A steady trickle of birders was now arriving, including Bart Ives and Andrew House from the Selsey Birder blog. The tern was looking very settled in the colony, but now showing mostly just glimpses of its head, bill and neck behind the other birds. Andrew did raise the possibility of it being something other than the returning ET, but most seemed to agree it was most likely the same bird.

Having been watching for three hours, and with the tide still high, I left at about 6.30 pm, with new birders arriving all the time. I got home around an hour later to discover that the bird had been reidentified by the BirdGuides team as the second-summer American Royal Tern that had been frequenting the Channel Islands and northern France, a fact confirmed by its metal ring.

It was then that I checked records and photos of the ET and remembered that it was colour ringed, excluding the possibility of it being the same bird. I consulted my field guides and came to the conclusion that I had indeed found an American Royal Tern, the clincher for me being the huge, robust bill, (much heavier than Elegant). It was a lifer for me, and a first for Sussex. Fantastic – what a fabulous bird!

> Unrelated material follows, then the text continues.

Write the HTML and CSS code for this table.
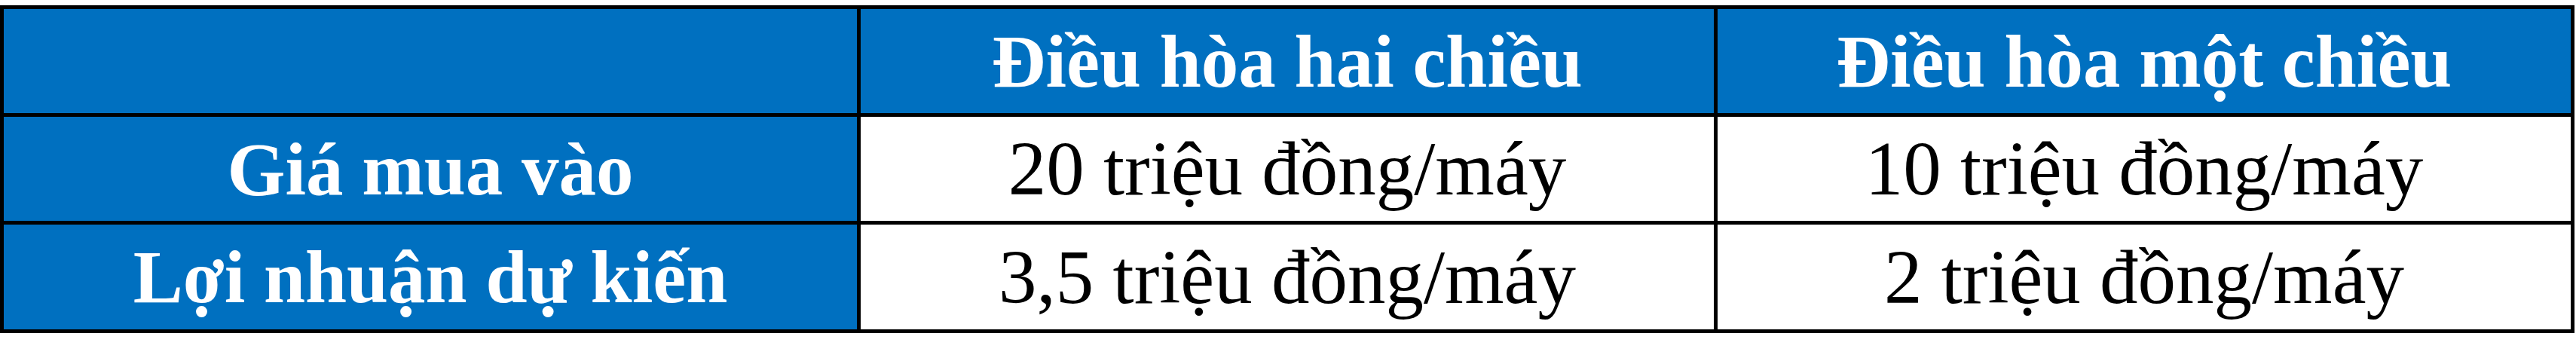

The tern remained in the colony all evening and was seen by around 100 observers. It was still present the following morning at first light, though it apparently flew out to sea almost immediately, not to return. It was relocated offshore around Weymouth, Dorset, later that evening.

I was disappointed to have misidentified this bird, but the experience has taught me never to make assumptions in birding, no matter how likely they might seem.